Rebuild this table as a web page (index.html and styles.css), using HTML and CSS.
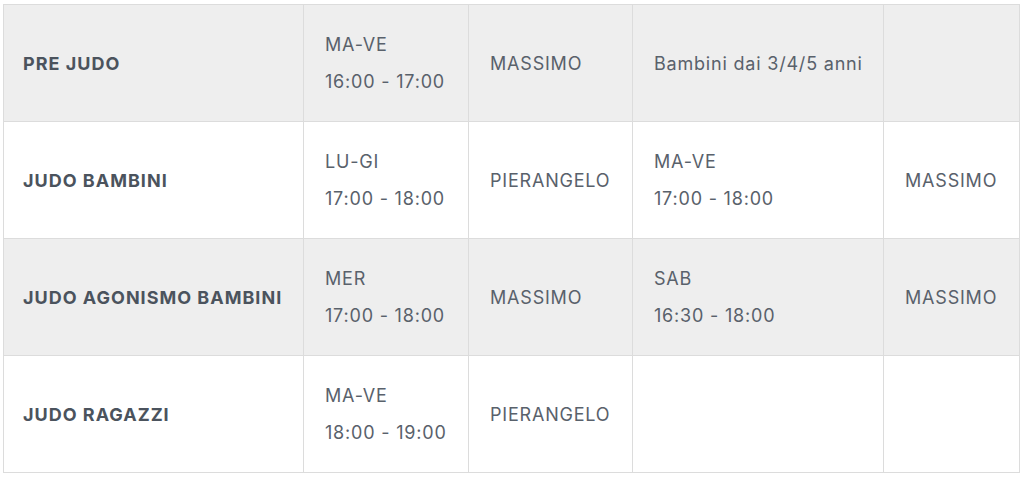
FILE: index.html
```html
<!DOCTYPE html>
<html lang="it">
<head>
<meta charset="utf-8">
<link rel="stylesheet" href="styles.css">
<title>Orari</title>
</head>
<body>
<div class="wrap">
<table class="schedule">
  <colgroup>
    <col class="c1"><col class="c2"><col class="c3"><col class="c4"><col class="c5">
  </colgroup>
  <tbody>
    <tr class="alt">
      <td class="name">PRE JUDO</td>
      <td>MA-VE<br>16:00 - 17:00</td>
      <td>MASSIMO</td>
      <td>Bambini dai 3/4/5 anni</td>
      <td></td>
    </tr>
    <tr>
      <td class="name">JUDO BAMBINI</td>
      <td>LU-GI<br>17:00 - 18:00</td>
      <td>PIERANGELO</td>
      <td>MA-VE<br>17:00 - 18:00</td>
      <td>MASSIMO</td>
    </tr>
    <tr class="alt">
      <td class="name">JUDO AGONISMO BAMBINI</td>
      <td>MER<br>17:00 - 18:00</td>
      <td>MASSIMO</td>
      <td>SAB<br>16:30 - 18:00</td>
      <td>MASSIMO</td>
    </tr>
    <tr>
      <td class="name">JUDO RAGAZZI</td>
      <td>MA-VE<br>18:00 - 19:00</td>
      <td>PIERANGELO</td>
      <td></td>
      <td></td>
    </tr>
  </tbody>
</table>
</div>
</body>
</html>
```

FILE: styles.css
```css
html, body {
  margin: 0;
  padding: 0;
  background: #ffffff;
}
.wrap {
  padding: 4px 4px 0 3px;
}
.schedule {
  width: 1016px;
  border-collapse: collapse;
  table-layout: fixed;
  font-family: Inter, "Noto Sans", sans-serif;
  font-size: 18px;
  line-height: 37px;
  letter-spacing: 0.8px;
  color: #59616b;
}
.c1 { width: 300px; }
.c2 { width: 165px; }
.c3 { width: 164px; }
.c4 { width: 251px; }
.c5 { width: 136px; }
.schedule td {
  border: 1px solid #dcdcdc;
  padding: 21px 12px 21px 21px;
  height: 74px;
  vertical-align: middle;
  white-space: nowrap;
}
.schedule tr.alt td {
  background: #eeeeee;
}
.schedule td.name {
  font-weight: 700;
  color: #4b535d;
  letter-spacing: 1px;
  padding-left: 19px;
}
```
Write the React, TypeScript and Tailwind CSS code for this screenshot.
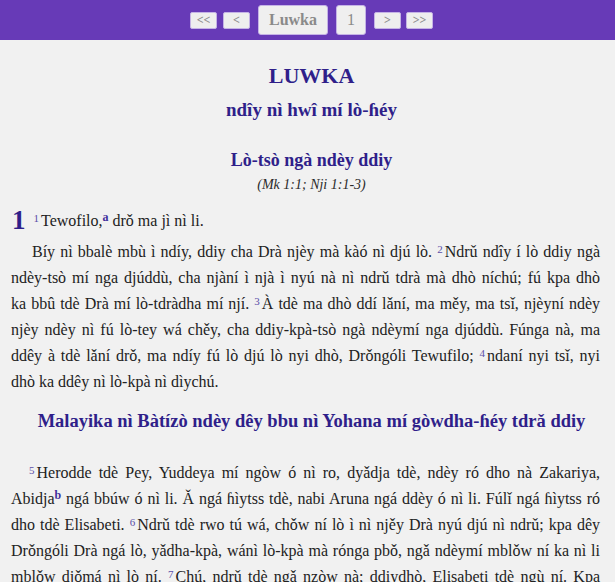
import React from "react";

const V = ({ n }: { n: string }) => (
  <sup className="text-[11px] text-[#5b4ea8] mr-[2px] top-[-4px]">{n}</sup>
);

const F = ({ n }: { n: string }) => (
  <sup className="text-[12px] font-bold text-[#3f2f9c] top-[-5px]">{n}</sup>
);

function SmallButton({ label }: { label: string }) {
  return (
    <button className="h-[17px] w-[27px] bg-[#eeeeee] border border-[#c5b3e6] rounded-[2px] text-[12px] font-bold text-[#8a8a8a] leading-none flex items-center justify-center">
      {label}
    </button>
  );
}

export default function App() {
  return (
    <div className="min-h-screen bg-[#f1f1f1] font-['Liberation_Serif',serif] text-[#222]">
      <nav className="h-[40px] bg-[#673ab7] flex items-center justify-center">
        <div className="flex items-center pl-[8px]">
          <SmallButton label="<<" />
          <div className="w-[6px]" />
          <SmallButton label="<" />
          <div className="w-[8px]" />
          <button className="h-[30px] w-[70px] bg-[#efefef] border border-[#c5b3e6] rounded-[3px] text-[16px] font-bold text-[#8a8a8a]">
            Luwka
          </button>
          <div className="w-[8px]" />
          <button className="h-[30px] w-[30px] bg-[#efefef] border border-[#c5b3e6] rounded-[3px] text-[16px] text-[#8a8a8a]">
            1
          </button>
          <div className="w-[8px]" />
          <SmallButton label=">" />
          <div className="w-[5px]" />
          <SmallButton label=">>" />
        </div>
      </nav>

      <main className="pl-[11px] pr-[15px] pt-[22px]">
        <h1 className="pl-[12px] text-center text-[22px] font-bold text-[#2f1f8a] leading-[28px]">
          LUWKA
        </h1>
        <h2 className="pl-[12px] text-center text-[19px] font-bold text-[#2f1f8a] leading-[24px] mt-[8px]">
          ndîy nì hwî mí lò-ɦéy
        </h2>

        <h3 className="pl-[12px] text-center text-[18px] font-bold text-[#2f1f8a] leading-[24px] mt-[26px]">
          Lò-tsò ngà ndèy ddiy
        </h3>
        <p className="pl-[12px] text-center text-[14px] italic leading-[18px] mt-[4px] text-[#2a2a2a]">
          (Mk 1:1; Nji 1:1-3)
        </p>

        <p className="text-[16px] leading-[26px] mt-[13px]">
          <span className="text-[27px] font-bold text-[#2f1f8a] ml-[1px] mr-[8px] leading-none align-[-3px]">1</span>
          <V n="1" />
          Tewofilo,<F n="a" /> drǒ ma jì nì li.
        </p>

        <p className="text-[16px] leading-[26px] text-justify indent-[21px] mt-[5px]">
          Bíy nì bbalè mbù ì ndíy, ddiy cha Drà njèy mà kàó nì djú lò. <V n="2" />
          Ndrǔ ndîy í lò ddiy ngà ndèy-tsò mí nga djúddù, cha njàní ì njà ì nyú nà nì ndrǔ
          tdrà mà dhò níchú; fú kpa dhò ka{"\u00a0"}bbû tdè Drà mí lò-tdràdha mí njí. <V n="3" />
          À tdè ma dhò ddí lǎní, ma měy, ma tsǐ, njèyní ndèy njèy ndèy nì fú lò-tey wá chěy,
          cha ddiy-kpà-tsò ngà ndèymí nga djúddù. Fúnga nà, ma ddêy à tdè lǎní drǒ, ma ndíy fú
          lò djú lò nyi dhò, Drǒngóli Tewufilo; <V n="4" />
          ndaní nyi tsǐ, nyi dhò{"\u00a0"}ka ddêy nì lò-kpà nì dìychú.
        </p>

        <h3 className="pl-[12px] text-center text-[18.5px] font-bold text-[#2f1f8a] leading-[24px] mt-[14px]">
          Malayika nì Bàtízò ndèy dêy bbu nì Yohana mí gòwdha-ɦéy tdrǎ ddiy
        </h3>

        <p className="text-[16px] leading-[26px] text-justify indent-[18px] mt-[27px]">
          <V n="5" />
          Herodde tdè Pey, Yuddeya mí ngòw ó nì ro, dyǎdja tdè, ndèy ró dho nà Zakariya,
          Abidja<F n="b" /> ngá bbúw ó nì li. Ǎ ngá ɦìytss tdè, nabi Aruna ngá ddèy ó nì li.
          Fúlǐ ngá ɦìytss ró dho tdè Elisabeti. <V n="6" />
          Ndrǔ tdè rwo tú wá, chǒw ní lò ì nì njěy Drà nyú djú nì ndrǔ; kpa dêy Drǒngóli Drà
          ngá lò, yǎdha-kpà, wánì lò-kpà mà rónga pbǒ, ngǎ ndèymí mblǒw ní ka nì li mblǒw
          djǒmá nì lò ní. <V n="7" />
          Chú, ndrǔ tdè ngǎ nzòw nà; ddiydhò, Elisabeti tdè ngù ní. Kpa Elisabeti ngá nzòw
          nì mà, ndrǔ ngá fú tdè lò-tey.
        </p>
      </main>
    </div>
  );
}
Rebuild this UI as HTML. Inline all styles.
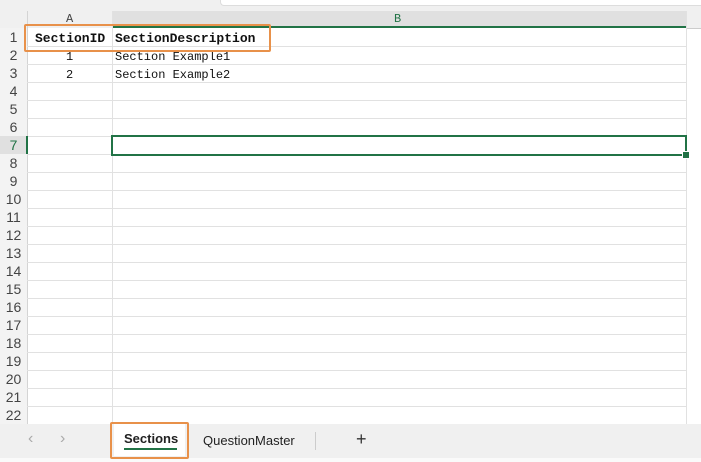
<!DOCTYPE html>
<html><head><style>
body{margin:0;width:701px;height:462px;overflow:hidden;background:#fff;font-family:"Liberation Mono","Noto Sans CJK SC",monospace;position:relative}
.a{position:absolute}
.rn{position:absolute;left:0;width:27px;text-align:center;font-family:"Liberation Sans",sans-serif;font-size:14px;color:#444;height:18px;line-height:19px;background:#f3f3f3}
.hl{position:absolute;left:0;height:1px;width:686px;background:#e1e1e1}
.t{position:absolute;font-size:12px;color:#111;height:18px;line-height:18px}
</style></head><body>
<div class="a" style="left:0;top:0;width:701px;height:11px;background:#f0f0f0"></div>
<div class="a" style="left:220px;top:0;width:481px;height:5px;background:#fff;border-bottom:1px solid #ddd;border-left:1px solid #ddd;border-bottom-left-radius:4px"></div>
<div class="a" style="left:0;top:11px;width:701px;height:17px;background:#f0f0f0"></div>
<div class="a" style="left:112px;top:11px;width:574px;height:16px;background:#e0e0e0"></div>
<div class="a" style="left:112px;top:26px;width:574px;height:2px;background:#217346"></div>
<div class="a" style="left:686px;top:28px;width:15px;height:1px;background:#ccc"></div>
<div class="a" style="left:66px;top:12px;font-family:'Liberation Mono',monospace;font-size:12px;color:#444">A</div>
<div class="a" style="left:394px;top:12px;font-family:'Liberation Mono',monospace;font-size:12px;color:#217346">B</div>
<div class="a" style="left:0;top:28px;width:27px;height:396px;background:#f3f3f3"></div>
<div class="a" style="left:27px;top:11px;width:1px;height:413px;background:#d4d4d4"></div>
<div class="a" style="left:112px;top:11px;width:1px;height:413px;background:#e1e1e1"></div>
<div class="a" style="left:686px;top:11px;width:1px;height:413px;background:#e1e1e1"></div>
<div id="rows"></div>
<div class="rn" style="top:136px;background:#e0e0e0;color:#217346">7</div>
<div class="a" style="left:26px;top:136px;width:2px;height:18px;background:#217346"></div>
<div class="t" style="left:35px;top:30px;font-weight:bold;font-size:13px">SectionID</div>
<div class="t" style="left:115px;top:30px;font-weight:bold;font-size:13px">SectionDescription</div>
<div class="t" style="left:66px;top:48px">1</div>
<div class="t" style="left:115px;top:48px">Section Example1</div>
<div class="t" style="left:66px;top:66px">2</div>
<div class="t" style="left:115px;top:66px">Section Example2</div>
<div class="a" style="left:111px;top:135px;width:572px;height:17px;border:2px solid #217346"></div>
<div class="a" style="left:682px;top:151px;width:6px;height:6px;background:#217346;border:1px solid #fff"></div>
<div class="a" style="left:24px;top:24px;width:243px;height:24px;border:2px solid #e8914a;border-radius:2px"></div>
<div class="a" style="left:0;top:424px;width:701px;height:34px;background:#f0f0f0"></div>
<div class="a" style="left:0;top:458px;width:701px;height:4px;background:#fafafa"></div>
<div class="a" style="left:28px;top:430px;font-family:'Liberation Sans',sans-serif;font-size:16px;color:#aaa">&lsaquo;</div>
<div class="a" style="left:60px;top:430px;font-family:'Liberation Sans',sans-serif;font-size:16px;color:#aaa">&rsaquo;</div>
<div class="a" style="left:114px;top:424px;width:71px;height:32px;background:#fff"></div>
<div class="a" style="left:110px;top:422px;width:75px;height:33px;border:2px solid #e8914a;border-radius:2px"></div>
<div class="a" style="left:124px;top:431px;font-family:'Liberation Sans',sans-serif;font-size:13px;font-weight:bold;color:#222">Sections</div>
<div class="a" style="left:124px;top:448px;width:53px;height:2px;background:#217346"></div>
<div class="a" style="left:203px;top:433px;font-family:'Liberation Sans',sans-serif;font-size:13px;color:#222">QuestionMaster</div>
<div class="a" style="left:315px;top:432px;width:1px;height:18px;background:#ccc"></div>
<div class="a" style="left:356px;top:429px;font-family:'Liberation Sans',sans-serif;font-size:18px;color:#333">+</div>
<script>
var h='';for(var i=1;i<=22;i++){var t=28+(i-1)*18;if(i!=7)h+='<div class="rn" style="top:'+t+'px">'+i+'</div>';h+='<div class="hl" style="top:'+(t+18)+'px"></div>';}
document.getElementById('rows').innerHTML=h;
</script>
</body></html>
+++
- _TASK STATEMENT_: Go through the material and select each line with the string "React" in it.

- _SOLUTION TO THIS PROBLEM_:
Write the React, TypeScript and Tailwind CSS code for this screenshot.
import React from "react";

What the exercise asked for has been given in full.